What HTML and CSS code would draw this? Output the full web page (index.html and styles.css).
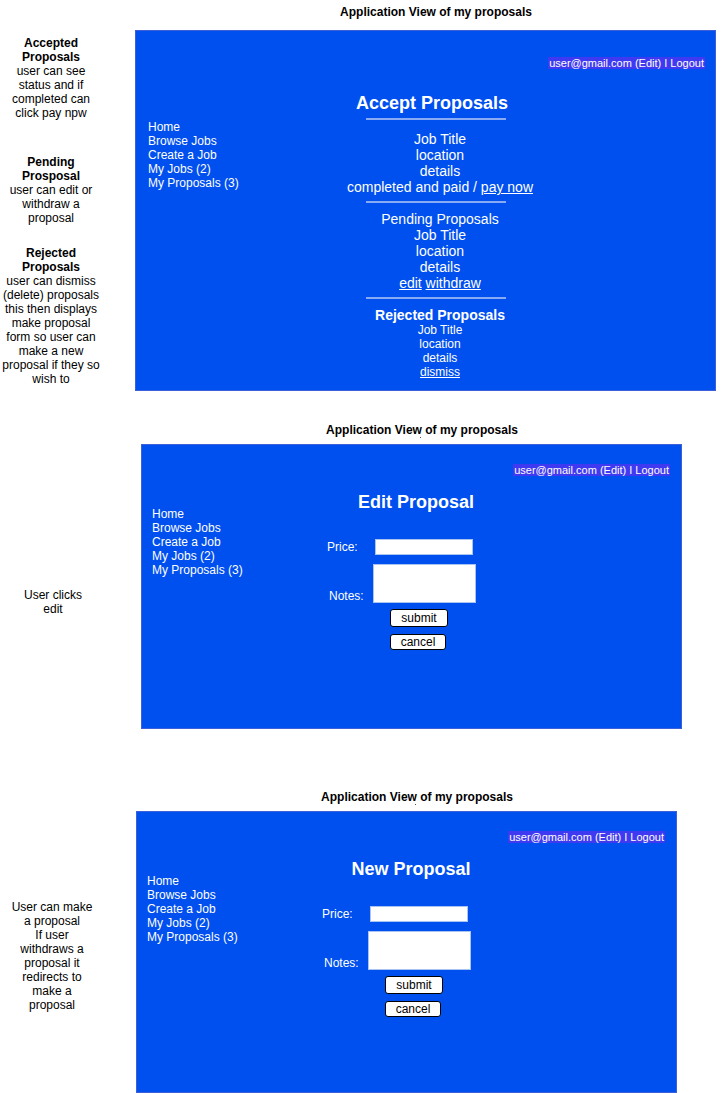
FILE: index.html
```html
<!DOCTYPE html>
<html lang="en">
<head>
<meta charset="utf-8">
<title>Application View of my proposals</title>
<link rel="stylesheet" href="styles.css">
</head>
<body>
<div class="canvas">

  <div class="title title-1">Application View of my proposals</div>
  <div class="title title-2">Application View of my proposals</div>
  <span class="dot dot-2"></span>
  <div class="title title-3">Application View of my proposals</div>
  <span class="dot dot-3"></span>

  <div class="note note-1"><b>Accepted<br>Proposals</b><br>user can see<br>status and if<br>completed can<br>click pay npw</div>
  <div class="note note-2"><b>Pending<br>Prosposal</b><br>user can edit or<br>withdraw a<br>proposal</div>
  <div class="note note-3"><b>Rejected<br>Proposals</b><br>user can dismiss<br>(delete) proposals<br>this then displays<br>make proposal<br>form so user can<br>make a new<br>proposal if they so<br>wish to</div>
  <div class="note note-4">User clicks<br>edit</div>
  <div class="note note-5">User can make<br>a proposal<br>If user<br>withdraws a<br>proposal it<br>redirects to<br>make a<br>proposal</div>

  <section class="panel panel-1">
    <div class="topbar"><span class="email">user@gmail.com (Edit) I Logout</span></div>
    <div class="body">
      <nav class="nav">
        <span>Home</span><span>Browse Jobs</span><span>Create a Job</span><span>My Jobs (2)</span><span>My Proposals (3)</span>
      </nav>
      <div class="main list">
        <h1 class="heading">Accept Proposals</h1>
        <hr class="sep sep-1">
        <div class="block block-a">
          <span>Job Title</span><span>location</span><span>details</span>
          <span>completed and paid / <a href="#">pay now</a></span>
        </div>
        <hr class="sep sep-2">
        <div class="block block-b">
          <span>Pending Proposals</span><span>Job Title</span><span>location</span><span>details</span>
          <span><a href="#">edit</a> <a href="#">withdraw</a></span>
        </div>
        <hr class="sep sep-3">
        <h2 class="subheading">Rejected Proposals</h2>
        <div class="block block-c">
          <span>Job Title</span><span>location</span><span>details</span><span><a href="#">dismiss</a></span>
        </div>
      </div>
    </div>
  </section>

  <section class="panel panel-form panel-2">
    <div class="topbar"><span class="email">user@gmail.com (Edit) I Logout</span></div>
    <div class="body">
      <nav class="nav">
        <span>Home</span><span>Browse Jobs</span><span>Create a Job</span><span>My Jobs (2)</span><span>My Proposals (3)</span>
      </nav>
      <div class="main form">
        <h1 class="heading form-title">Edit Proposal</h1>
        <div class="row row-price"><label class="lbl lbl-price">Price:</label><span class="input"></span></div>
        <div class="row row-notes"><label class="lbl lbl-notes">Notes:</label><span class="textarea"></span></div>
        <button class="btn btn-submit" type="button">submit</button>
        <button class="btn btn-cancel" type="button">cancel</button>
      </div>
    </div>
  </section>

  <section class="panel panel-form panel-3">
    <div class="topbar"><span class="email">user@gmail.com (Edit) I Logout</span></div>
    <div class="body">
      <nav class="nav">
        <span>Home</span><span>Browse Jobs</span><span>Create a Job</span><span>My Jobs (2)</span><span>My Proposals (3)</span>
      </nav>
      <div class="main form">
        <h1 class="heading form-title">New Proposal</h1>
        <div class="row row-price"><label class="lbl lbl-price">Price:</label><span class="input"></span></div>
        <div class="row row-notes"><label class="lbl lbl-notes">Notes:</label><span class="textarea"></span></div>
        <button class="btn btn-submit" type="button">submit</button>
        <button class="btn btn-cancel" type="button">cancel</button>
      </div>
    </div>
  </section>

</div>
</body>
</html>
```

FILE: styles.css
```css
html, body {
  margin: 0;
  padding: 0;
  background: #ffffff;
}

.canvas {
  position: relative;
  width: 726px;
  height: 1093px;
  overflow: hidden;
  background: #ffffff;
  font-family: "Liberation Sans", Arial, Helvetica, sans-serif;
  color: #000000;
}

/* ---------- diagram titles ---------- */
.title {
  position: absolute;
  width: 200px;
  text-align: center;
  font-size: 12px;
  line-height: 14px;
  font-weight: bold;
  white-space: nowrap;
}
.title-1 { left: 336px; top: 5px; }
.title-2 { left: 322px; top: 423px; }
.title-3 { left: 317px; top: 790px; }

.dot {
  position: absolute;
  width: 1px;
  height: 1px;
  background: #555555;
}
.dot-2 { left: 420px; top: 437px; }
.dot-3 { left: 415px; top: 804px; }

/* ---------- annotations ---------- */
.note {
  position: absolute;
  left: 0;
  width: 102px;
  text-align: center;
  font-size: 12px;
  line-height: 14px;
  white-space: nowrap;
}
.note-1 { top: 36px; }
.note-2 { top: 155px; }
.note-3 { top: 246px; }
.note-4 { top: 588px; left: 1px; width: 104px; }
.note-5 { top: 900px; left: 1px; width: 102px; }

/* ---------- app panels ---------- */
.panel {
  position: absolute;
  box-sizing: border-box;
  border: 1px solid #3d60d8;
  background: #0050ef;
  color: #ffffff;
  display: flex;
  flex-direction: column;
}
.panel-1 { left: 135px; top: 30px; width: 581px; height: 361px; }
.panel-2 { left: 141px; top: 444px; width: 541px; height: 285px; }
.panel-3 { left: 136px; top: 811px; width: 541px; height: 282px; }

.topbar {
  display: flex;
  justify-content: flex-end;
}
.panel-1 .topbar { padding: 26px 10px 0 0; }
.panel-form .topbar { padding: 19px 11px 0 0; }

.email {
  display: block;
  padding: 0 1px;
  font-size: 11px;
  line-height: 12px;
  background: #3f3af2;
  color: #ffffff;
  white-space: nowrap;
}

.body {
  display: grid;
}
.body > .nav,
.body > .main {
  grid-area: 1 / 1;
  justify-self: start;
  align-self: start;
}

.nav {
  display: flex;
  flex-direction: column;
  font-size: 12px;
  line-height: 14px;
  white-space: nowrap;
}
.panel-1 .nav { margin: 51px 0 0 12px; }
.panel-form .nav { margin: 31px 0 0 10px; }

.main {
  display: flex;
  flex-direction: column;
}

.heading {
  margin: 0;
  font-size: 18px;
  line-height: 22px;
  font-weight: bold;
  white-space: nowrap;
}

/* ---------- list panel ---------- */
.list {
  width: 240px;
  margin: 23px 0 0 184px;
  text-align: center;
}
.list .heading {
  padding-right: 16px;
}

.sep {
  width: 140px;
  height: 2px;
  border: 0;
  margin: 0 0 0 46px;
  padding: 0;
  background: #8aaaf6;
}
.sep-1 { margin-top: 4px; }
.sep-2 { margin-top: 6px; }
.sep-3 { margin-top: 6px; }

.block {
  display: flex;
  flex-direction: column;
  white-space: nowrap;
}
.block-a { margin-top: 11px; font-size: 14px; line-height: 16px; }
.block-b { margin-top: 8px; font-size: 14px; line-height: 16px; }
.block-c { font-size: 12px; line-height: 14px; }

.subheading {
  margin: 8px 0 0 0;
  font-size: 14px;
  line-height: 16px;
  font-weight: bold;
  white-space: nowrap;
}

.block a {
  color: #ffffff;
  text-decoration: underline;
}

/* ---------- form panels ---------- */
.form {
  margin: 15px 0 0 185px;
  align-items: flex-start;
}
.form-title {
  width: 178px;
  text-align: center;
}

.row {
  display: flex;
}
.row-price {
  margin-top: 26px;
  align-items: center;
}
.row-notes {
  margin-top: 9px;
  align-items: flex-end;
}

.lbl {
  font-size: 12px;
  line-height: 14px;
  white-space: nowrap;
}
.lbl-price { width: 48px; }
.lbl-notes { width: 44px; margin-left: 2px; }

.input,
.textarea {
  display: block;
  box-sizing: border-box;
  background: #ffffff;
  border: 1px solid #a9c3f2;
}
.input { width: 98px; height: 16px; }
.textarea { width: 103px; height: 39px; }

.btn {
  box-sizing: border-box;
  margin: 0 0 0 63px;
  padding: 0;
  background: #ffffff;
  border: 1px solid #000000;
  border-radius: 3px;
  color: #000000;
  font-family: "Liberation Sans", Arial, Helvetica, sans-serif;
  font-size: 12px;
  line-height: 14px;
  text-align: center;
}
.btn-submit { width: 58px; height: 18px; margin-top: 6px; }
.btn-cancel { width: 56px; height: 16px; margin-top: 7px; }
```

◇ ◇ ◇ ◇ ◇ ◇ ◇

**Problem description**
Find all lines holding the string "styles" and copy them.

**Result**
What HTML and CSS code would draw this? Output the full web page (index.html and styles.css).
<link rel="stylesheet" href="styles.css">
FILE: styles.css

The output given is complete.